The year of AI biotech
Anecdotally, the AI biotech mood had more bullish tones. First, having had meetings with most big pharmas, it was clear that all had a very significant investment in AI drug discovery and development and were very clear about how they wanted their R&D platforms to look in five years' time, at least in terms of improved productivity with an objective to cut drug development time by more than 30%. Big pharma is also much more comfortable in handling both the building of internal competencies and partnerships with many having moved from running small proof of concept projects to more ambitious partnerships over the last two to three years. BioNTech seemed even more bullish by acquiring InstaDeep. Historically, pharma companies have been concerned about acquiring businesses in which people and know-how comprised a significant part of their value. This often led pharma companies to try to both build in-house for the long term and partner to catch up, but shy away from straight acquisitions. This can sometimes lead to conflicting objectives and confusion if both routes are not well coordinated, which requires upfront planning. For example, Owkin’s partnership with Sanofi involves not only a joint lab but also the integration of our AI software into Sanofi’s AI platform.
Will we see more AI biotechs acquisitions – or will those remain limited to more recent and bolder companies that have less concern about integration? One other interesting trend was that most VCs I talked to had a significant AI biotech effort, either through dedicated companies or through in-house efforts that remain stealth but aimed at leading to specific company formations.

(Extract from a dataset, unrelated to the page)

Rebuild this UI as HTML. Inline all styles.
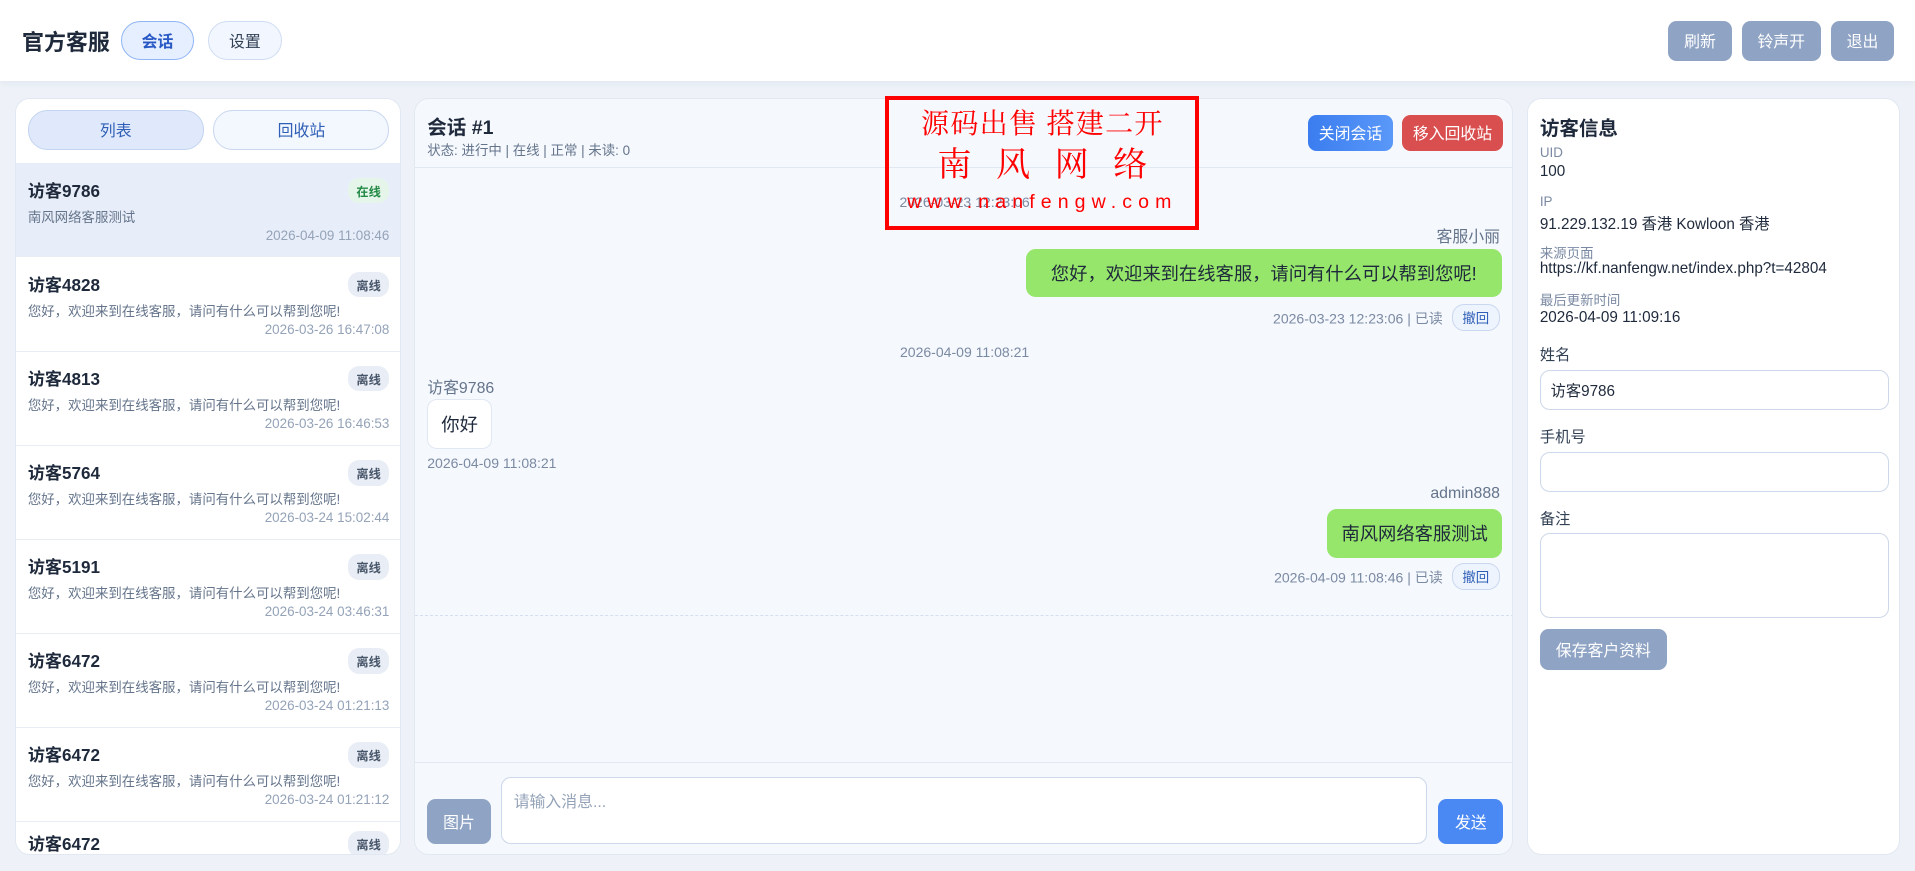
<!DOCTYPE html>
<html><head><meta charset="utf-8"><style>
*{box-sizing:border-box;margin:0;padding:0}
html,body{width:1915px;height:871px;overflow:hidden}
body{background:#eef2f8;font-family:"Liberation Sans","Noto Sans CJK SC",sans-serif;color:#1e293b}
#r{zoom:1.22130;width:1568px;height:713px;position:relative;overflow:hidden}
.a{position:absolute}
.hdr{left:0;top:0;width:1568px;height:66px;background:#fff;box-shadow:0 2px 6px rgba(30,60,120,.06)}
.pill{position:absolute;border-radius:16px;border:1px solid #cfdcf3;background:#f2f6fe;color:#334155;font-size:13px;display:flex;align-items:center;justify-content:center}
.gb{position:absolute;border-radius:7px;background:#8fa3c4;color:#fff;font-size:13px;display:flex;align-items:center;justify-content:center}
.panel{position:absolute;background:#fff;border-radius:12px;border:1px solid #e2e8f2;overflow:hidden}
.item{position:absolute;left:0;width:316px;height:77px;border-bottom:1px solid #e8edf5}
.item .n{position:absolute;left:10px;top:11px;font-weight:bold;font-size:14px;color:#1e293b}
.item .p{position:absolute;left:10px;top:35px;font-size:11px;color:#64748b}
.item .t{position:absolute;right:10px;top:53px;font-size:11px;color:#94a3b8}
.item .b{position:absolute;right:10px;top:12px;font-size:10px;font-weight:bold;color:#475569;background:#e9eef6;border-radius:9px;padding:3px 7px}
.lab{position:absolute;left:10px;font-size:11px;color:#7b8aa3}
.val{position:absolute;left:10px;font-size:12.5px;color:#1e293b}
.inp{position:absolute;left:10px;width:286px;border:1px solid #cdd8ea;border-radius:8px;background:#fff;font-size:12.5px;padding-left:8px;display:flex;align-items:center}
.meta{font-size:11.5px;color:#7b8aa3}
.che{display:inline-block;border:1px solid #c9d7ef;background:#eef4fe;color:#2f5fb6;font-size:11px;border-radius:10px;padding:2px 8px;margin-left:4px}
</style></head><body><div id="r">
<div class="a hdr">
 <div class="a" style="left:18px;top:21px;font-size:18px;font-weight:bold;color:#1e293b">官方客服</div>
 <div class="pill" style="left:99px;top:17px;width:60px;height:32px;background:#e6efff;border-color:#8fb5f5;color:#2859c5;font-weight:bold">会话</div>
 <div class="pill" style="left:170px;top:17px;width:61px;height:32px">设置</div>
 <div class="gb" style="left:1366px;top:17px;width:52px;height:33px">刷新</div>
 <div class="gb" style="left:1426px;top:17px;width:65px;height:33px">铃声开</div>
 <div class="gb" style="left:1499px;top:17px;width:52px;height:33px">退出</div>
</div>

<div class="panel" style="left:12px;top:80px;width:316px;height:620px">
 <div class="pill" style="left:10px;top:9px;width:144px;height:33px;background:#dfe9fb;border-color:#c3d4f0;color:#2f5fb6">列表</div>
 <div class="pill" style="left:162px;top:9px;width:144px;height:33px;background:#f3f7fe;border-color:#c9d7ef;color:#2f5fb6">回收站</div>
 <div class="item" style="top:53px;background:#e8eef9"><div class="n">访客9786</div><div class="b" style="background:#e5f5ea;color:#228a45">在线</div><div class="p">南风网络客服测试</div><div class="t">2026-04-09 11:08:46</div></div>
 <div class="item" style="top:130px"><div class="n">访客4828</div><div class="b">离线</div><div class="p">您好，欢迎来到在线客服，请问有什么可以帮到您呢!</div><div class="t">2026-03-26 16:47:08</div></div>
 <div class="item" style="top:207px"><div class="n">访客4813</div><div class="b">离线</div><div class="p">您好，欢迎来到在线客服，请问有什么可以帮到您呢!</div><div class="t">2026-03-26 16:46:53</div></div>
 <div class="item" style="top:284px"><div class="n">访客5764</div><div class="b">离线</div><div class="p">您好，欢迎来到在线客服，请问有什么可以帮到您呢!</div><div class="t">2026-03-24 15:02:44</div></div>
 <div class="item" style="top:361px"><div class="n">访客5191</div><div class="b">离线</div><div class="p">您好，欢迎来到在线客服，请问有什么可以帮到您呢!</div><div class="t">2026-03-24 03:46:31</div></div>
 <div class="item" style="top:438px"><div class="n">访客6472</div><div class="b">离线</div><div class="p">您好，欢迎来到在线客服，请问有什么可以帮到您呢!</div><div class="t">2026-03-24 01:21:13</div></div>
 <div class="item" style="top:515px"><div class="n">访客6472</div><div class="b">离线</div><div class="p">您好，欢迎来到在线客服，请问有什么可以帮到您呢!</div><div class="t">2026-03-24 01:21:12</div></div>
 <div class="item" style="top:592px;height:28px;border:none"><div class="n" style="top:7px">访客6472</div><div class="b" style="top:8px">离线</div></div>
</div>

<div class="panel" style="left:339px;top:80px;width:900px;height:620px;background:#f5f8fd">
 <div class="a" style="left:0;top:0;width:900px;height:57px;border-bottom:1px solid #e2e8f2"></div>
 <div class="a" style="left:10px;top:10px;font-size:16px;font-weight:bold">会话 #1</div>
 <div class="a" style="left:10px;top:33px;font-size:11px;color:#64748b">状态: 进行中 | 在线 | 正常 | 未读: 0</div>
 <div class="gb" style="left:731px;top:13px;width:70px;height:30px;background:linear-gradient(90deg,#3b7df0,#5a98f8)">关闭会话</div>
 <div class="gb" style="left:808px;top:13px;width:83px;height:30px;background:#d94e4e">移入回收站</div>
 <div class="a meta" style="left:0;width:900px;text-align:center;top:78px">2026-03-23 12:23:06</div>
 <div class="a" style="right:10px;top:103px;font-size:13px;color:#64748b">客服小丽</div>
 <div class="a" style="left:500px;top:123px;width:390px;height:39px;background:#95e66a;border-radius:8px;font-size:15px;display:flex;align-items:center;justify-content:center">您好，欢迎来到在线客服，请问有什么可以帮到您呢!</div>
 <div class="a meta" style="right:10px;top:168px">2026-03-23 12:23:06 | 已读 <span class="che">撤回</span></div>
 <div class="a meta" style="left:0;width:900px;text-align:center;top:201px">2026-04-09 11:08:21</div>
 <div class="a" style="left:10px;top:226px;font-size:13px;color:#64748b">访客9786</div>
 <div class="a" style="left:10px;top:246px;width:53px;height:41px;background:#fff;border:1px solid #e2e8f2;border-radius:8px;font-size:15px;display:flex;align-items:center;justify-content:center">你好</div>
 <div class="a meta" style="left:10px;top:292px">2026-04-09 11:08:21</div>
 <div class="a" style="right:10px;top:316px;font-size:13px;color:#64748b">admin888</div>
 <div class="a" style="left:747px;top:336px;width:143px;height:40px;background:#95e66a;border-radius:8px;font-size:15px;display:flex;align-items:center;justify-content:center">南风网络客服测试</div>
 <div class="a meta" style="right:10px;top:380px">2026-04-09 11:08:46 | 已读 <span class="che">撤回</span></div>
 <div class="a" style="left:0;top:423px;width:900px;border-top:1px dashed #d5dff0"></div>
 <div class="a" style="left:0;top:543px;width:900px;height:77px;border-top:1px solid #e2e8f2"></div>
 <div class="gb" style="left:10px;top:573px;width:52px;height:37px">图片</div>
 <div class="a" style="left:70px;top:555px;width:759px;height:55px;background:#fff;border:1px solid #cdd8ea;border-radius:8px;font-size:13px;color:#94a3b8;padding:9px 10px">请输入消息...</div>
 <div class="gb" style="left:838px;top:573px;width:53px;height:37px;background:#4a88f3">发送</div>
</div>

<div class="a" style="left:725px;top:79px;width:257px;height:109px;border:4px solid #f00;color:#f00;font-family:'Liberation Serif','Noto Serif CJK SC',serif;text-align:center">
 <div style="font-size:23px;line-height:28px;margin-top:6px;letter-spacing:1px">源码出售&nbsp;搭建二开</div>
 <div style="font-size:28px;line-height:36px;letter-spacing:20px;margin-left:20px;margin-top:2px">南风网络</div>
 <div style="font-size:16px;line-height:20px;letter-spacing:5px;margin-top:1px;font-family:'Liberation Sans',sans-serif">www.nanfengw.com</div>
</div>

<div class="panel" style="left:1250px;top:80px;width:306px;height:620px">
 <div class="a" style="left:10px;top:11px;font-size:16px;font-weight:bold">访客信息</div>
 <div class="lab" style="top:38px">UID</div><div class="val" style="top:53px">100</div>
 <div class="lab" style="top:78px">IP</div><div class="val" style="top:93px">91.229.132.19 香港 Kowloon 香港</div>
 <div class="lab" style="top:117px">来源页面</div><div class="val" style="top:132px">https://kf.nanfengw.net/index.php?t=42804</div>
 <div class="lab" style="top:156px">最后更新时间</div><div class="val" style="top:172px">2026-04-09 11:09:16</div>
 <div class="val" style="top:200px;color:#334155">姓名</div>
 <div class="inp" style="top:222px;height:33px">访客9786</div>
 <div class="val" style="top:267px;color:#334155">手机号</div>
 <div class="inp" style="top:289px;height:33px"></div>
 <div class="val" style="top:334px;color:#334155">备注</div>
 <div class="inp" style="top:356px;height:69px"></div>
 <div class="gb" style="left:10px;top:434px;width:104px;height:34px">保存客户资料</div>
</div>
</div></body></html>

The potential of AI to improve all aspects of drug development is now well accepted: there are three main applications: novel target discovery, lead optimization and clinical plan de-risking and acceleration. One of the big questions is regarding the data sets that will drive the best results, especially in target discovery and clinical plan de-risking. At Owkin, we are focusing on rich and deep datasets with the belief that translational approach and ability to directly interrogate biology based on AI findings. Other approaches focus on mining the vast amount of unstructured literature and public data. I think there is no real conflict between these approaches, as you need to have a different approach depending on the disease and the data that is available. Precision medicine approaches by definition require researchers to be as close as possible to the biology of the patient. While a translational approach is the gold standard, the building of complete datasets is fundamental.

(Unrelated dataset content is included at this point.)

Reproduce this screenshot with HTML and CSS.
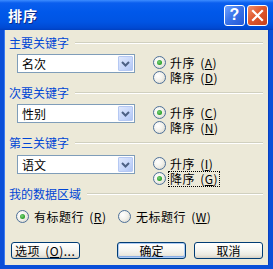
FILE: index.html
```html
<!DOCTYPE html>
<html>
<head>
<meta charset="utf-8">
<link rel="stylesheet" href="styles.css">
</head>
<body>
<div class="win">
  <div class="titlebar">
    <span class="title">排序</span>
    <div class="tbtns">
      <span class="tb help">?</span>
      <span class="tb close"><svg width="13" height="13" viewBox="0 0 13 13"><path d="M2 2 L11 11 M11 2 L2 11" stroke="#fff" stroke-width="2.2" stroke-linecap="square"/></svg></span>
    </div>
  </div>
  <div class="body">
    <section class="group">
      <div class="ghead"><span class="glabel">主要关键字</span><span class="gline"></span></div>
      <div class="grow">
        <div class="combo"><span class="ctext">名次</span><span class="cbtn"><svg width="9" height="6" viewBox="0 0 9 6"><path d="M1 1 L4.5 4.5 L8 1" fill="none" stroke="#4D6185" stroke-width="2"/></svg></span></div>
        <div class="radios">
          <div class="radio"><span class="rb on"></span><span class="rt">升序 (<u>A</u>)</span></div>
          <div class="radio"><span class="rb"></span><span class="rt">降序 (<u>D</u>)</span></div>
        </div>
      </div>
    </section>
    <section class="group">
      <div class="ghead"><span class="glabel">次要关键字</span><span class="gline"></span></div>
      <div class="grow">
        <div class="combo"><span class="ctext">性别</span><span class="cbtn"><svg width="9" height="6" viewBox="0 0 9 6"><path d="M1 1 L4.5 4.5 L8 1" fill="none" stroke="#4D6185" stroke-width="2"/></svg></span></div>
        <div class="radios">
          <div class="radio"><span class="rb on"></span><span class="rt">升序 (<u>C</u>)</span></div>
          <div class="radio"><span class="rb"></span><span class="rt">降序 (<u>N</u>)</span></div>
        </div>
      </div>
    </section>
    <section class="group g3">
      <div class="ghead"><span class="glabel">第三关键字</span><span class="gline"></span></div>
      <div class="grow">
        <div class="combo"><span class="ctext">语文</span><span class="cbtn"><svg width="9" height="6" viewBox="0 0 9 6"><path d="M1 1 L4.5 4.5 L8 1" fill="none" stroke="#4D6185" stroke-width="2"/></svg></span></div>
        <div class="radios">
          <div class="radio"><span class="rb"></span><span class="rt">升序 (<u>I</u>)</span></div>
          <div class="radio"><span class="rb on"></span><span class="rt focus">降序 (<u>G</u>)</span></div>
        </div>
      </div>
    </section>
    <section class="g4">
      <div class="ghead"><span class="glabel">我的数据区域</span><span class="gline"></span></div>
      <div class="hrow">
        <div class="radio first"><span class="rb on"></span><span class="rt">有标题行 (<u>R</u>)</span></div>
        <div class="radio"><span class="rb"></span><span class="rt">无标题行 (<u>W</u>)</span></div>
      </div>
    </section>
    <div class="buttons">
      <span class="btn first">选项 (<u>O</u>)...</span>
      <span class="btn default push">确定</span>
      <span class="btn">取消</span>
    </div>
  </div>
</div>
</body>
</html>
```
FILE: styles.css
```css
html, body {
  margin: 0;
  padding: 0;
  background: #0a4fd8;
}
.win {
  width: 273px;
  height: 269px;
  display: flex;
  flex-direction: column;
  font-family: "Noto Sans CJK SC", "Liberation Sans", sans-serif;
  font-size: 12px;
  color: #000;
}
.titlebar {
  height: 30px;
  flex: none;
  display: flex;
  align-items: center;
  padding: 0 5px 0 8px;
  background: linear-gradient(#3d8cff 0, #0a5eee 3px, #0058ea 12px, #0054e3 22px, #0049d2 28px, #0040c0 30px);
}
.title {
  color: #fff;
  font-weight: bold;
  font-size: 14px;
  letter-spacing: 1px;
  text-shadow: 1px 1px 0 #0a2b8a;
  flex: 1;
}
.tbtns {
  display: flex;
  gap: 2px;
}
.tb {
  width: 21px;
  height: 21px;
  box-sizing: border-box;
  border: 1px solid #fff;
  border-radius: 3px;
  display: flex;
  align-items: center;
  justify-content: center;
  color: #fff;
}
.help {
  background: linear-gradient(135deg, #6fa2ff 0%, #3a74ea 45%, #2459d6 100%);
  font-family: "Liberation Sans", sans-serif;
  font-weight: bold;
  font-size: 16px;
}
.close {
  background: linear-gradient(135deg, #f0906c 0%, #e0582d 45%, #c8401a 100%);
}
.body {
  flex: 1;
  min-height: 0;
  background: #ece9d8;
  border: 4px solid #0a4fd8;
  border-top: 0;
  box-shadow: inset 1px 0 0 #3a7af0, inset -1px 0 0 #0840c0;
  padding: 6px 6px 0 5px;
  display: flex;
  flex-direction: column;
}
.group {
  height: 50px;
  flex: none;
}
.g3 {
  height: 51px;
}
.g4 {
  flex: none;
}
.ghead {
  height: 14px;
  display: flex;
  align-items: center;
}
.glabel {
  color: #0046d5;
  line-height: 14px;
  white-space: nowrap;
}
.gline {
  flex: 1;
  margin-left: 6px;
  border-top: 1px solid #d0d0bf;
  border-bottom: 1px solid #ffffff;
}
.grow {
  display: flex;
  margin-top: 4px;
}
.g3 .grow {
  margin-top: 5px;
}
.combo {
  margin-left: 8px;
  width: 118px;
  height: 19px;
  box-sizing: border-box;
  border: 1px solid #7f9db9;
  background: #fff;
  display: flex;
  align-items: center;
  padding: 1px;
}
.ctext {
  flex: 1;
  padding-left: 3px;
  line-height: 15px;
}
.cbtn {
  width: 15px;
  height: 15px;
  box-sizing: border-box;
  border: 1px solid #b5c8f3;
  border-radius: 1px;
  background: linear-gradient(135deg, #dfe8fc 0%, #c6d6fb 60%, #b0c5f4 100%);
  display: flex;
  align-items: center;
  justify-content: center;
}
.radios {
  margin-left: 18px;
  margin-top: 1px;
  display: flex;
  flex-direction: column;
}
.radio {
  height: 15px;
  display: flex;
  align-items: center;
  gap: 3px;
  white-space: nowrap;
}
.rb {
  flex: none;
  width: 13px;
  height: 13px;
  box-sizing: border-box;
  border-radius: 50%;
  border: 1px solid #4d7099;
  background: radial-gradient(circle at 35% 35%, #ffffff 0%, #f3f2ec 45%, #d4d2c6 100%);
  display: flex;
  align-items: center;
  justify-content: center;
}
.rb.on::after {
  content: "";
  width: 5px;
  height: 5px;
  border-radius: 50%;
  background: radial-gradient(circle at 40% 40%, #7ed27e 0%, #2fa52f 60%, #1c8a1c 100%);
}
.rt {
  line-height: 14px;
  padding: 0 1px;
  letter-spacing: 0.5px;
  word-spacing: 2px;
}
.focus {
  outline: 1px dotted #000;
}
.hrow {
  display: flex;
  margin-top: 8px;
  margin-left: 7px;
}
.hrow .radio {
  gap: 4px;
}
.hrow .first {
  width: 102px;
}
.buttons {
  flex: none;
  display: flex;
  gap: 8px;
  margin-top: 18px;
  padding-left: 2px;
}
.btn {
  width: 69px;
  height: 17px;
  box-sizing: border-box;
  border: 1px solid #003c74;
  border-radius: 3px;
  background: linear-gradient(#ffffff 0%, #f6f6f2 45%, #ebe9e0 80%, #d6d0c5 100%);
  display: flex;
  align-items: center;
  justify-content: center;
  line-height: 14px;
  white-space: nowrap;
}
.btn.first {
  justify-content: flex-start;
  padding-left: 3px;
  word-spacing: 2px;
  letter-spacing: 0.5px;
}
.default {
  box-shadow: inset 0 0 0 1px #aecbf3, inset 0 -1px 0 1px #89ade4;
}
.push {
  margin-left: auto;
}
```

While the return to normality was welcome, the lasting impression from JPM 2023 is one of uncertainty. Whether the disruption of the industry will be ‘Singing in the Rain’ or ‘Babylon’ remains to be seen – but at Owkin, we are confident that the rapid acceleration in the use of AI means that the future is bright. We are investing heavily in AI capabilities, investing in accessing and generating rich multimodal data, working closely with the biopharma industry and connecting the academic world together – all in the pursuit of finding the right treatment for every patient. This year, we are creating the world’s leading AI biotech company, aligning human and artificial intelligence to discover breakthrough treatments. I look forward to being able to share our successes at JPM 2024 – come rain or shine.